At that event, OneTaste staffers tell them about the $199 Introduction to OM class. While attendees are no longer invited to try OMing during the intro class, it still features a live OM demonstration between staffers, right before lunch. The way to learn more, the intro students hear, is to take more classes.

Currently, students pay $499 for a weekend course, $4,000 for a retreat, $12,000 for the coaching program, and $16,000 for an “intensive.” In 2014, OneTaste started selling a yearlong $60,000 membership, which lets buyers take all the courses they want and sit in the front row. Staff also encourage students to repeat courses, telling them the experience changes as they progress. OneTaste says about 1,400 people have taken its coaching program, 6,500 have come to an intro class, and more than 14,000 have signed up for online courses and its app.

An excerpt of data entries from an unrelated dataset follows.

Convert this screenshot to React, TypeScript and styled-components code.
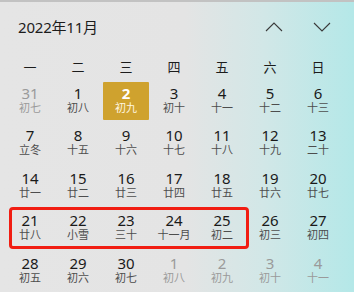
import React from "react";
import styled, { createGlobalStyle } from "styled-components";

const GlobalStyle = createGlobalStyle`
  html, body {
    margin: 0;
    padding: 0;
    width: 354px;
    height: 292px;
    overflow: hidden;
  }
  body {
    font-family: "Noto Sans", "Noto Sans CJK SC", sans-serif;
  }
`;

const Panel = styled.div`
  width: 354px;
  height: 292px;
  box-sizing: border-box;
  border-top: 2px solid #c2c2c2;
  background: linear-gradient(90deg, #e5e5e5 0%, #e4e4e4 52%, #d2e7e7 74%, #b4e8e8 100%);
  color: #1a1a1a;
  display: flex;
  flex-direction: column;
`;

const Header = styled.div`
  height: 51px;
  display: flex;
  align-items: center;
  justify-content: space-between;
  padding: 2px 18px 0 18px;
  box-sizing: border-box;
`;

const Title = styled.div`
  font-size: 15px;
  font-family: "Noto Sans", "Noto Sans CJK SC", sans-serif;
  color: #1c1c1c;
  letter-spacing: -0.2px;
`;

const Nav = styled.div`
  display: flex;
  gap: 24px;
  margin-right: 2px;
`;

const NavButton = styled.div`
  width: 24px;
  height: 24px;
  display: flex;
  align-items: center;
  justify-content: center;
`;

const Weekdays = styled.div`
  display: grid;
  grid-template-columns: repeat(7, 48px);
  margin-left: 6px;
  height: 32px;
  padding-top: 3px;
  box-sizing: border-box;
  align-items: center;
`;

const Weekday = styled.div`
  text-align: center;
  font-size: 13px;
  font-family: "Noto Sans CJK SC", sans-serif;
  color: #1c1c1c;
`;

const Grid = styled.div`
  position: relative;
  display: grid;
  grid-template-columns: repeat(7, 48px);
  grid-auto-rows: 42.5px;
  margin-left: 6px;
`;

const Cell = styled.div<{ $muted?: boolean; $today?: boolean }>`
  margin: 2px 1px 2px 1px;
  padding-bottom: 4px;
  box-sizing: border-box;
  border-radius: 1px;
  display: flex;
  flex-direction: column;
  align-items: center;
  justify-content: center;
  background: ${(p) => (p.$today ? "#cfa22e" : "transparent")};
  color: ${(p) => (p.$today ? "#ffffff" : p.$muted ? "#9a9a9a" : "#1a1a1a")};
`;

const Day = styled.div<{ $today?: boolean }>`
  font-size: 15px;
  line-height: 16px;
  font-weight: ${(p) => (p.$today ? 700 : 400)};
  font-family: "Noto Sans", sans-serif;
`;

const Lunar = styled.div<{ $muted?: boolean; $today?: boolean }>`
  font-size: 11px;
  line-height: 12px;
  font-family: "Noto Sans CJK SC", sans-serif;
  color: ${(p) => (p.$today ? "#fff6e0" : p.$muted ? "#9a9a9a" : "#4d4d4d")};
`;

const Marker = styled.div`
  position: absolute;
  left: 3px;
  top: 127.5px;
  width: 240px;
  height: 42px;
  box-sizing: border-box;
  border: 3px solid #f11d12;
  border-radius: 4px;
  pointer-events: none;
`;

const weekdays = ["一", "二", "三", "四", "五", "六", "日"];

type DayItem = { d: number; l: string; muted?: boolean; today?: boolean };

const days: DayItem[] = [
  { d: 31, l: "初七", muted: true },
  { d: 1, l: "初八" },
  { d: 2, l: "初九", today: true },
  { d: 3, l: "初十" },
  { d: 4, l: "十一" },
  { d: 5, l: "十二" },
  { d: 6, l: "十三" },
  { d: 7, l: "立冬" },
  { d: 8, l: "十五" },
  { d: 9, l: "十六" },
  { d: 10, l: "十七" },
  { d: 11, l: "十八" },
  { d: 12, l: "十九" },
  { d: 13, l: "二十" },
  { d: 14, l: "廿一" },
  { d: 15, l: "廿二" },
  { d: 16, l: "廿三" },
  { d: 17, l: "廿四" },
  { d: 18, l: "廿五" },
  { d: 19, l: "廿六" },
  { d: 20, l: "廿七" },
  { d: 21, l: "廿八" },
  { d: 22, l: "小雪" },
  { d: 23, l: "三十" },
  { d: 24, l: "十一月" },
  { d: 25, l: "初二" },
  { d: 26, l: "初三" },
  { d: 27, l: "初四" },
  { d: 28, l: "初五" },
  { d: 29, l: "初六" },
  { d: 30, l: "初七" },
  { d: 1, l: "初八", muted: true },
  { d: 2, l: "初九", muted: true },
  { d: 3, l: "初十", muted: true },
  { d: 4, l: "十一", muted: true },
];

const Chevron = ({ up }: { up?: boolean }) => (
  <svg width="18" height="10" viewBox="0 0 18 10" fill="none">
    <path
      d={up ? "M1 9 L9 1 L17 9" : "M1 1 L9 9 L17 1"}
      stroke="#3a3a3a"
      strokeWidth="1.1"
    />
  </svg>
);

export default function App() {
  return (
    <>
      <GlobalStyle />
      <Panel>
        <Header>
          <Title>2022年11月</Title>
          <Nav>
            <NavButton>
              <Chevron up />
            </NavButton>
            <NavButton>
              <Chevron />
            </NavButton>
          </Nav>
        </Header>
        <Weekdays>
          {weekdays.map((w) => (
            <Weekday key={w}>{w}</Weekday>
          ))}
        </Weekdays>
        <Grid>
          {days.map((x, i) => (
            <Cell key={i} $muted={x.muted} $today={x.today}>
              <Day $today={x.today}>{x.d}</Day>
              <Lunar $muted={x.muted} $today={x.today}>
                {x.l}
              </Lunar>
            </Cell>
          ))}
          <Marker />
        </Grid>
      </Panel>
    </>
  );
}
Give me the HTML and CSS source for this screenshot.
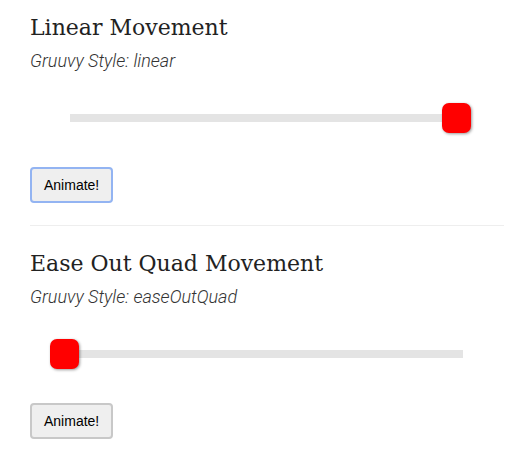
FILE: index.html
```html
<!DOCTYPE html>
<html lang="en">
    <head>
        <meta charset="UTF-8" />
        <title>Gruuvy Movement</title>
        <link rel="stylesheet" href="styles.css">
    </head>
    <body>
        <div class="page">
            <!-- Linear demo -->
            <div class="demo">
                <h2>Linear Movement</h2>
                <p class="demo-style">Gruuvy Style: linear</p>
                <div class="slider">
                    <div class="slider-track"></div>
                    <div class="slider-knob" style="left: 412px;"></div>
                </div>
                <button type="button" class="animate-btn focused">Animate!</button>
            </div>

            <!-- Ease out quad demo -->
            <div class="demo">
                <h2>Ease Out Quad Movement</h2>
                <p class="demo-style">Gruuvy Style: easeOutQuad</p>
                <div class="slider">
                    <div class="slider-track"></div>
                    <div class="slider-knob" style="left: 20px;"></div>
                </div>
                <button type="button" class="animate-btn">Animate!</button>
            </div>
        </div>
    </body>
</html>
```

FILE: styles.css
```css
/* --- Basic Reset --- */
* {
  margin: 0;
  padding: 0;
  box-sizing: border-box;
}

body {
  background-color: #fff;
  font-family: "Roboto", sans-serif;
}

.page {
  width: 474px;
  margin-left: 30px;
}

/* --- Demo block --- */
.demo {
  padding: 23px 0 22px;
  border-bottom: 1px solid #eeeeee;
}

.demo:first-child {
  padding-top: 13px;
}

.demo h2 {
  font-family: "DejaVu Serif", serif;
  font-weight: normal;
  font-size: 22px;
  line-height: 30px;
  color: #222;
}

.demo-style {
  margin-top: 7px;
  font-size: 18px;
  line-height: 22px;
  font-style: italic;
  font-weight: 300;
  color: #333;
}

/* --- Slider --- */
.slider {
  position: relative;
  height: 30px;
  margin: 31px 0 34px;
  display: flex;
  align-items: center;
}

.slider-track {
  margin-left: 40px;
  width: 393px;
  height: 8px;
  background-color: #e4e4e4;
}

.slider-knob {
  position: absolute;
  top: 0;
  width: 29px;
  height: 30px;
  background-color: #ff0000;
  border-radius: 7px;
  box-shadow: 1px 1px 3px rgba(0, 0, 0, 0.4);
}

/* --- Button --- */
.animate-btn {
  display: block;
  font-family: "Liberation Sans", Arial, sans-serif;
  font-size: 14px;
  line-height: 16px;
  color: #000;
  background-color: #efefef;
  border: 2px solid #c8c8c8;
  border-radius: 4px;
  padding: 8px 12px;
  cursor: pointer;
}

.animate-btn.focused {
  border-color: #93b4f2;
}
```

Some students take a course or two and drop off. But often, those with a core yearning—to overcome anxiety or resolve a sexual trauma, for example—are drawn in deeper. Volunteering at events can lead them to come work for the company full time, usually in sales. Former staffers say they were trained to target young, beautiful women and awkward, wealthy tech guys. They set up booths at life hacking conferences and Daybreaker early-morning dance parties, serving coffee in shirts bearing slogans such as “The Pussy Knows” and asking passersby, “How’s your orgasm?”

At OneTaste events, attendees often played communication games prompting them to share vulnerable stories.

Former staffers say they took notes that might help them sell later—maybe a student was recently divorced and lonely—and senior staff assigned subordinates to home in on wealthy students who seemed attracted to them or had experiences in common. They also say female employees were told to wear lipstick, heels, and short black skirts.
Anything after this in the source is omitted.